### SHORT TASK
Check each line of the listing, and copy it if it contains the word "page".

□ □ □ □ □

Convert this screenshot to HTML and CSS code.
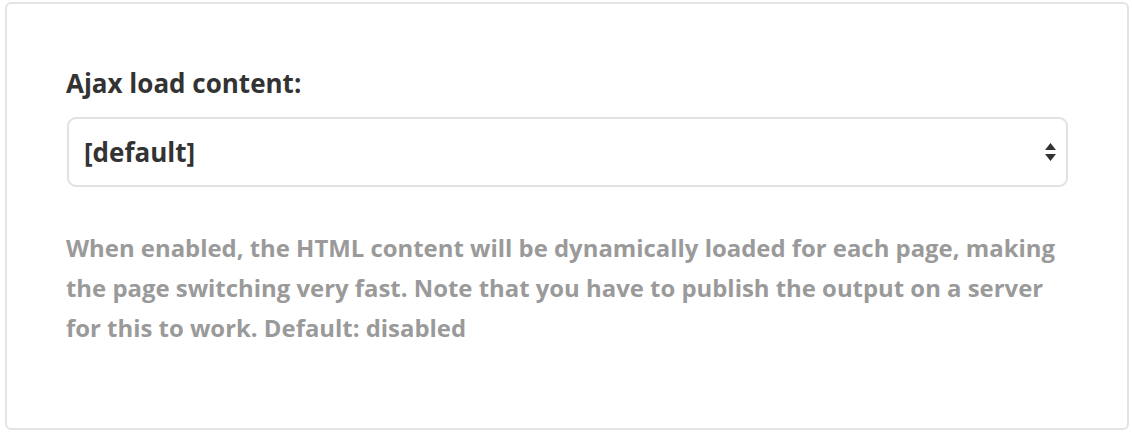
FILE: index.html
```html
<!DOCTYPE html>
<html>
<head>
<meta charset="utf-8">
<link rel="stylesheet" href="styles.css">
</head>
<body>
<div class="card">
  <label class="field-label">Ajax load content:</label>
  <div class="select">
    <span class="select-value">[default]</span>
    <svg class="select-arrows" width="11" height="19" viewBox="0 0 11 19">
      <path d="M5.5 0 L11 7 L0 7 Z" fill="#333"/>
      <path d="M0 11 L11 11 L5.5 18 Z" fill="#333"/>
    </svg>
  </div>
  <p class="help">When enabled, the HTML content will be dynamically loaded for each page, making the page switching very fast. Note that you have to publish the output on a server for this to work. Default: disabled</p>
</div>
</body>
</html>
```
FILE: styles.css
```css
html, body {
  margin: 0;
  padding: 0;
  background: #fff;
}
body {
  padding: 2px 3px 2px 5px;
  font-family: "Open Sans", "Liberation Sans", sans-serif;
}
.card {
  box-sizing: border-box;
  height: 428px;
  border: 2px solid #e4e4e4;
  border-radius: 6px;
  padding: 62px 59px 0 59px;
  display: flex;
  flex-direction: column;
}
.field-label {
  font-size: 26px;
  font-weight: 700;
  line-height: 34px;
  color: #333;
}
.select {
  box-sizing: border-box;
  margin: 17px 0 0 1px;
  height: 70px;
  border: 2px solid #e2e2e2;
  border-radius: 9px;
  display: flex;
  align-items: center;
  justify-content: space-between;
  padding: 0 10px 0 15px;
}
.select-value {
  font-size: 26px;
  font-weight: 700;
  line-height: 34px;
  color: #333;
}
.select-arrows {
  display: block;
  margin-top: 1px;
}
.help {
  margin: 41px 0 0;
  font-size: 23.9px;
  font-weight: 700;
  line-height: 40px;
  color: #9a9a9a;
}
```
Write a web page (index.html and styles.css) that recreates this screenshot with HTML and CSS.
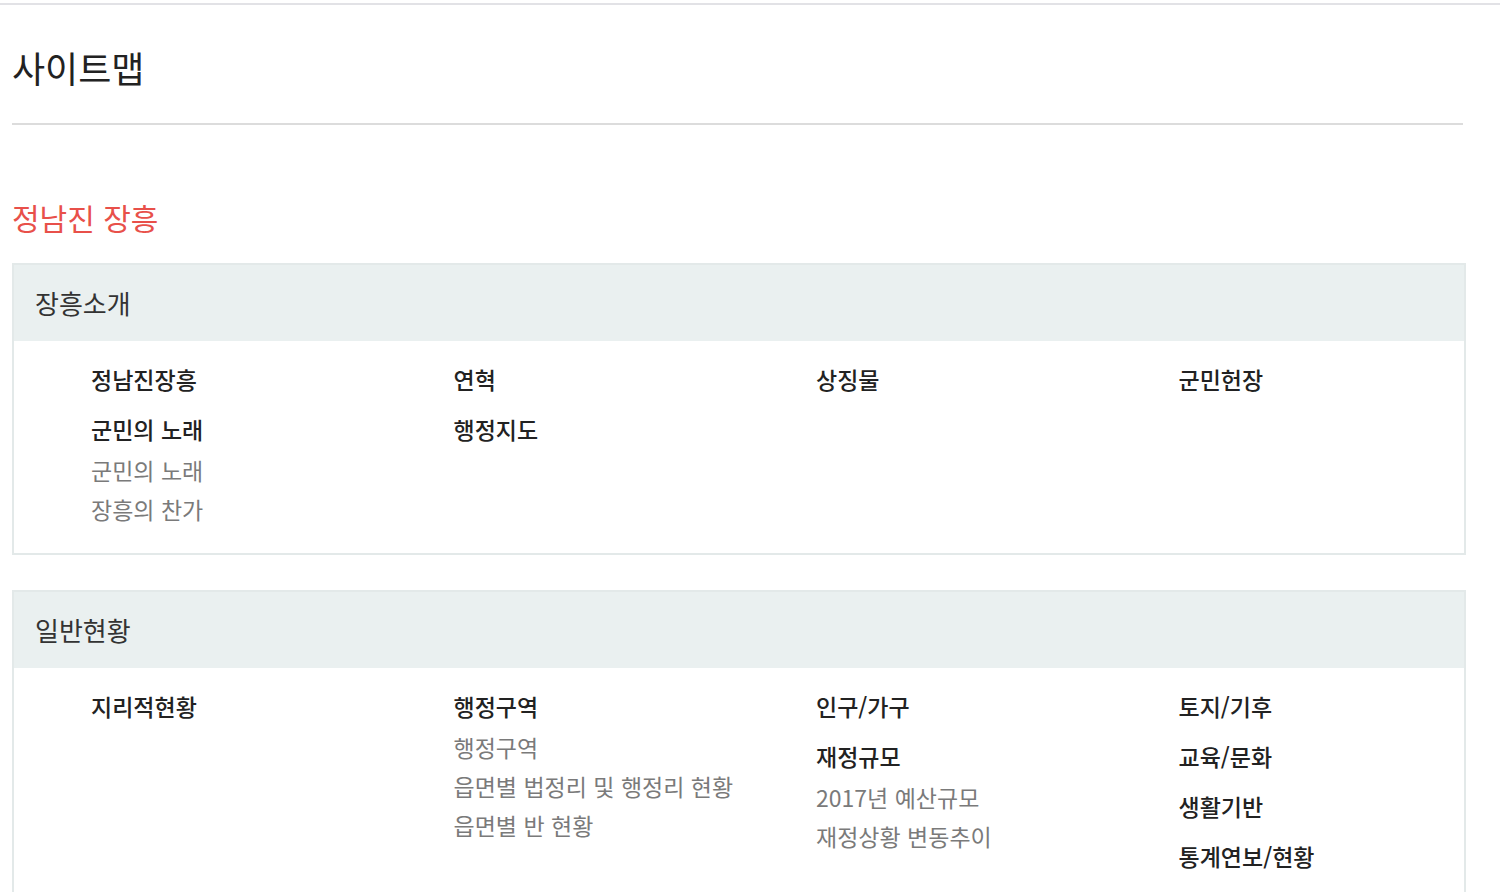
FILE: index.html
```html
<!DOCTYPE html>
<html lang="ko">
<head>
<meta charset="utf-8">
<title>사이트맵</title>
<link rel="stylesheet" href="styles.css">
</head>
<body>
<div class="topbar"></div>
<div class="page">
  <div class="page-head">
    <h1 class="page-title">사이트맵</h1>
  </div>
  <h2 class="site-title">정남진 장흥</h2>

  <section class="group">
    <h3 class="group-head">장흥소개</h3>
    <div class="group-body">
      <ul class="col">
        <li class="item"><span class="item-name">정남진장흥</span></li>
        <li class="item"><span class="item-name">군민의 노래</span>
          <ul class="sub">
            <li>군민의 노래</li>
            <li>장흥의 찬가</li>
          </ul>
        </li>
      </ul>
      <ul class="col">
        <li class="item"><span class="item-name">연혁</span></li>
        <li class="item"><span class="item-name">행정지도</span></li>
      </ul>
      <ul class="col">
        <li class="item"><span class="item-name">상징물</span></li>
      </ul>
      <ul class="col">
        <li class="item"><span class="item-name">군민헌장</span></li>
      </ul>
    </div>
  </section>

  <section class="group">
    <h3 class="group-head">일반현황</h3>
    <div class="group-body">
      <ul class="col">
        <li class="item"><span class="item-name">지리적현황</span></li>
      </ul>
      <ul class="col">
        <li class="item"><span class="item-name">행정구역</span>
          <ul class="sub">
            <li>행정구역</li>
            <li>읍면별 법정리 및 행정리 현황</li>
            <li>읍면별 반 현황</li>
          </ul>
        </li>
      </ul>
      <ul class="col">
        <li class="item"><span class="item-name">인구/가구</span></li>
        <li class="item"><span class="item-name">재정규모</span>
          <ul class="sub">
            <li>2017년 예산규모</li>
            <li>재정상황 변동추이</li>
          </ul>
        </li>
      </ul>
      <ul class="col">
        <li class="item"><span class="item-name">토지/기후</span></li>
        <li class="item"><span class="item-name">교육/문화</span></li>
        <li class="item"><span class="item-name">생활기반</span></li>
        <li class="item"><span class="item-name">통계연보/현황</span></li>
        <li class="item"><span class="item-name">주요통계</span></li>
      </ul>
    </div>
  </section>
</div>
</body>
</html>
```

FILE: styles.css
```css
* { box-sizing: border-box; }
html, body { margin: 0; padding: 0; background: #fff; }
body {
  font-family: "Noto Sans CJK KR", "Noto Sans", sans-serif;
  color: #222;
}
.topbar {
  height: 5px;
  border-bottom: 2px solid #e2e2e6;
}
.page {
  padding: 0 34px 0 12px;
}
.page-head {
  width: 1451px;
  border-bottom: 2px solid #dcdcdc;
  padding: 35px 0 29px;
}
.page-title {
  margin: 0;
  font-size: 36px;
  line-height: 54px;
  font-weight: 400;
  color: #222;
}
.site-title {
  margin: 70px 0 24px;
  font-size: 30px;
  line-height: 44px;
  font-weight: 400;
  color: #e8504a;
}
.group {
  border: 2px solid #e3e9e9;
  margin-bottom: 35px;
}
.group-head {
  margin: 0;
  height: 76px;
  line-height: 76px;
  padding-left: 21px;
  background: #eaf0f0;
  font-size: 26px;
  font-weight: 400;
  color: #333;
}
.group-body {
  display: grid;
  grid-template-columns: repeat(4, 1fr);
  padding: 23px 0 4px;
}
.col {
  list-style: none;
  margin: 0;
  padding: 0 0 0 77px;
}
.item {
  margin-bottom: 20px;
}
.item-name {
  display: block;
  font-size: 23px;
  line-height: 30px;
  font-weight: 500;
  color: #222;
}
.sub {
  list-style: none;
  margin: 7px 0 0;
  padding: 0;
}
.sub li {
  font-size: 23px;
  line-height: 39px;
  color: #7a7a7a;
}
```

□ □ □ □ □

### CORRECT ANSWER
  <p class="help">When enabled, the HTML content will be dynamically loaded for each page, making the page switching very fast. Note that you have to publish the output on a server for this to work. Default: disabled</p>
Write a web page (index.html and styles.css) that recreates this screenshot with HTML and CSS.
<div class="page">
  <div class="page-head">
    <h1 class="page-title">사이트맵</h1>
.page {
.page-head {
.page-title {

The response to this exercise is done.